We started off with their cocktails of 347 and Love Me Frida. The 347 is a mixture of Old Granddad Bourbon, Zucca Amaro, honey, fresh lemon, and finished with ginger beer that tastes better after the ice melts for a few minutes. The bourbon and Amaro balanced out a bit better for the chill and dilution, in my opinion but it’s a lovely spicy, gingery drink. My friend’s Love Me Frida is an unexpectedly good cocktail of Espolon Tequila, Domaine de Canton ginger liqueur, lime, and Concord grape purée. It has a delicately floral sweetness from the grapes but tempered by the tequila.

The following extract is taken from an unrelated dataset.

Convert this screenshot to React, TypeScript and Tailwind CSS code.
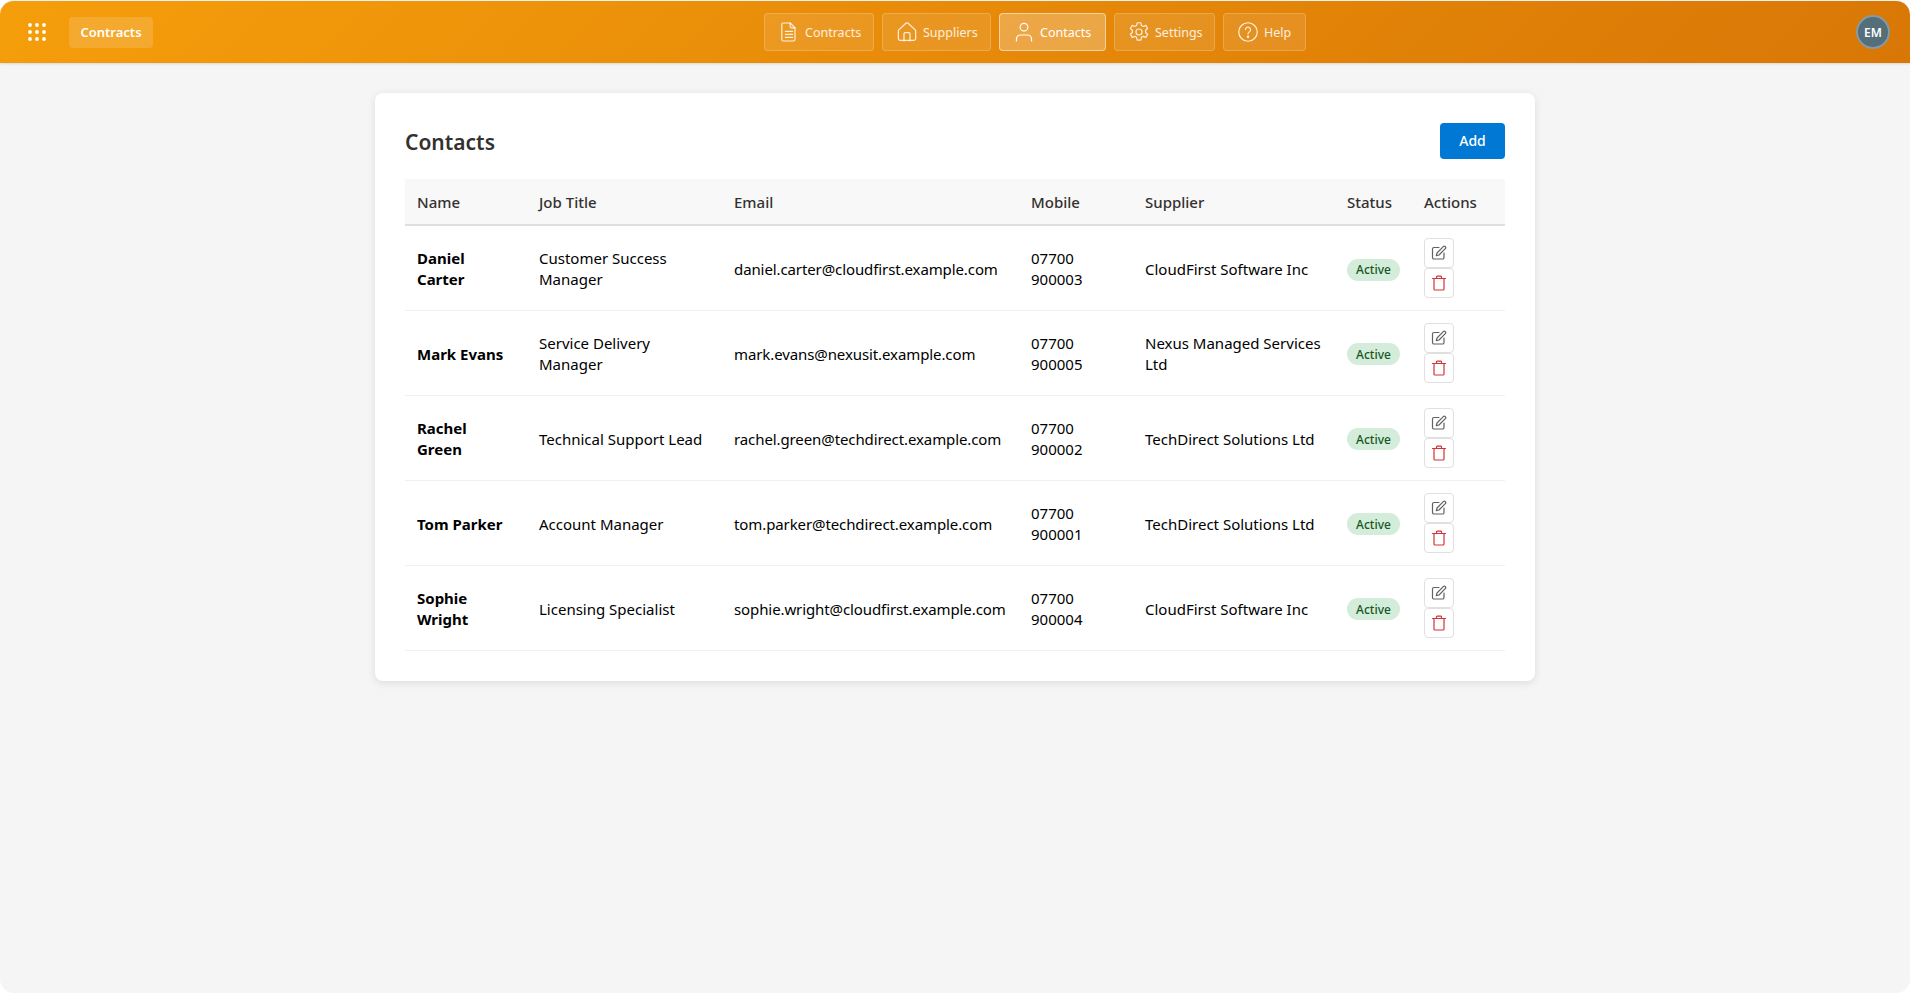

Salumi Board - rabbit pate, Iberico chorizo, Iberico salchichon,Iberico lomo, Italian speck
Flaked Salmon Tartare

The salumi board we had was probably the best charcuterie/salumi board in NYC in recent memory. The rabbit pate was the best part of the whole board but the Iberico chorizo, Iberico salami, Italian speck and lean Iberico lomo were very tasty. The best part that there weren’t too many unnecessary condiments and bread to get in the way of the delicious meats.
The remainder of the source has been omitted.